Speakers

On job market

Sebastian Jävervall

Department of Economics & UCFS, Uppsala University

I am a PhD student in economics at the Department of Economics, Uppsala University. My research focuses on the intersection between political economy and development economics, with a particular focus on the effects of corruption and anti-corruption policies.

Cloda Jenkins

University College London

Dr Cloda Jenkins is a Principal Teaching Fellow at the Department of Economics University College London. She is Associate Director of UCL's Centre for Teaching and Learning Economics (CTaLE), a member of the UK Economics Network Executive Group and a member of the EEA Standing Committee on Economics Education. Her main research interests in economics education are linked to developing student skills through active learning and alternative assessment design. She led the Economics Network work on Developing Employability Skills in Economics Degrees and has co-authored the CTaLE Guide to Adaptable Learning Design in Economics. She has worked as an economic consultant and in government, specialising in the fields of economics of regulation and competition policy, with particular focus on the design of incentives to change company and consumer behaviours.

Peter Jensen

University of Southern Denmark

Peter S. Jensen is a Professor at the Department of Business and Economics, University of Southern Denmark. He has published in international journals such as Journal of the European Economic Association, Economic Journal, Journal of Development Economics, Journal of Economic Growth and Journal of Public Economics. His current research focuses on economic growth and economic history.

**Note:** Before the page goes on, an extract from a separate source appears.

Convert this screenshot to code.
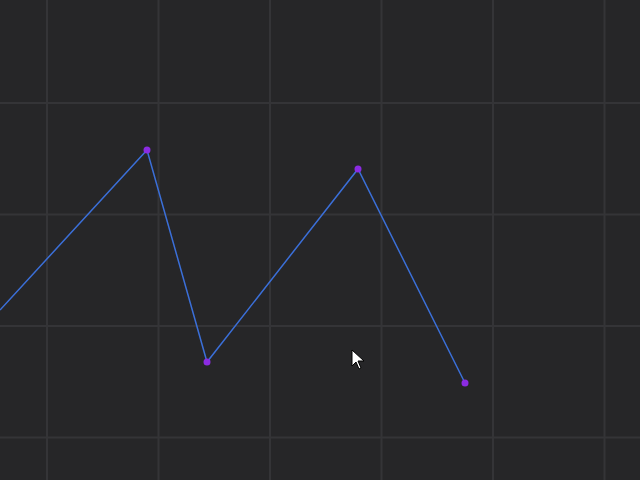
export default function App() {
  const xs = [47, 158.5, 270, 381.5, 493, 604.5];
  const ys = [103, 214.5, 326, 437.5];
  const pts = [[0, 310], [147, 150], [207, 362], [358, 169], [465, 383]];
  return (
    <div className="w-[640px] h-[480px] bg-[#262628] overflow-hidden">
      <svg width="640" height="480" className="block">
        {xs.map((x) => (
          <line key={'x' + x} x1={x} y1="0" x2={x} y2="480" stroke="#343437" strokeWidth="2" />
        ))}
        {ys.map((y) => (
          <line key={'y' + y} x1="0" y1={y} x2="640" y2={y} stroke="#343437" strokeWidth="2" />
        ))}
        <polyline points={pts.map((p) => p.join(',')).join(' ')} fill="none" stroke="#3b6fd8" strokeWidth="1.5" />
        {pts.slice(1).map(([x, y]) => (
          <circle key={x} cx={x} cy={y} r="3.5" fill="#8b2be2" />
        ))}
        <path d="M352 350 L352 366 L356 362 L359 369 L361 368 L358 361 L364 361 Z" fill="#fff" stroke="#000" strokeWidth="1" />
      </svg>
    </div>
  );
}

Mathias Fjællegaard Jensen

Copenhagen Business School

My current research projects focus on the roles of gender and family in the labour market. By utilising Danish register data, I do research on gender variations in labour market outcomes as well as in responses to policy reforms. For example, in the paper I will present at EEA Virtual 2020, I test how the employment of task-specific skills and their returns depend on the gender of the worker by exploiting a novel combination of Danish job vacancy data and matched employer-employee register data. Before commencing my PhD in economics at Copenhagen Business School, I studied both economics and gender studies at the University of Cambridge. I visited the Centre for Economic Performance at the LSE from January to June 2018 and the Department of Economics at Stanford University in February 2020.

Emiel Jerphanion

Tilburg University / Alliance Manchester Business School

Emiel recently finished his PhD in Finance at Tilburg University and will start as Lecturer (Assistant Professor) at the Alliance Manchester Business School in September 2020. His main research interest is understanding how credit supply affects household finance decisions, with a particular focus on showing causal effects of credit provision on saving behavior and investments in risky assets and human capital.

Andreas Joseph

Bank of England

Andreas obtained his PhD from City University of Hong Kong in 2014 investigating the network structure of international trade and financial flows. After spending one year in the economics directorate of the ECB, he joined the Bank of England’s Advanced Analytics Division as a research economist. His work and research agenda includes the application of machine learning to central bank and policy problems, the investigation of firm behaviour during crisis times and public engagement to better understand the public’s perception of economic conditions and policy decisions.

Knut-Eric Joslin

Kristiania University College

Assistant professor at Kristiania University College since September 2019. Previously worked as a postdoc at Uppsala University. PhD from BI Norwegian Business School.

Edouard Jousselin

Banque de France

Edouard Jousselin is an Economist in the division of macroeconomic analysis and forecasting at Banque de France. His work mainly focuses on competition analysis on the goods and labour markets as well as evaluation of local taxation.

Alexander Jung

European Central Bank

Thomas Jungbauer

Cornell University

My name is Thomas Jungbauer, I am Assistant Professor of Strategy & Business Economics at the Johnson Graduate School of Management at Cornell University in Ithaca, New York. I am an applied micro-economic theorist with diverse research interests covering market design, industrial organization, labor economics and entrepreneurship. I have been working on models of misrepresentation and manipulation, matching in the labor market when firms have market power, and the determinants of the branding decision in firms that sell vertically differentiated products. Recently, I started working on models related to the organization of innovation, and as well as the impact of online consumer reviews and online advertising on different industries. My newest paper deals with the connection of employee poaching, turnover, and managerial compensation. I am originally from the region close to Vienna, Austria, and received my PhD in Managerial Economics & Strategy from the Kellogg School of Management at Northwestern University in 2016. Currently I teach Business Strategy across various MBA programs at Johnson.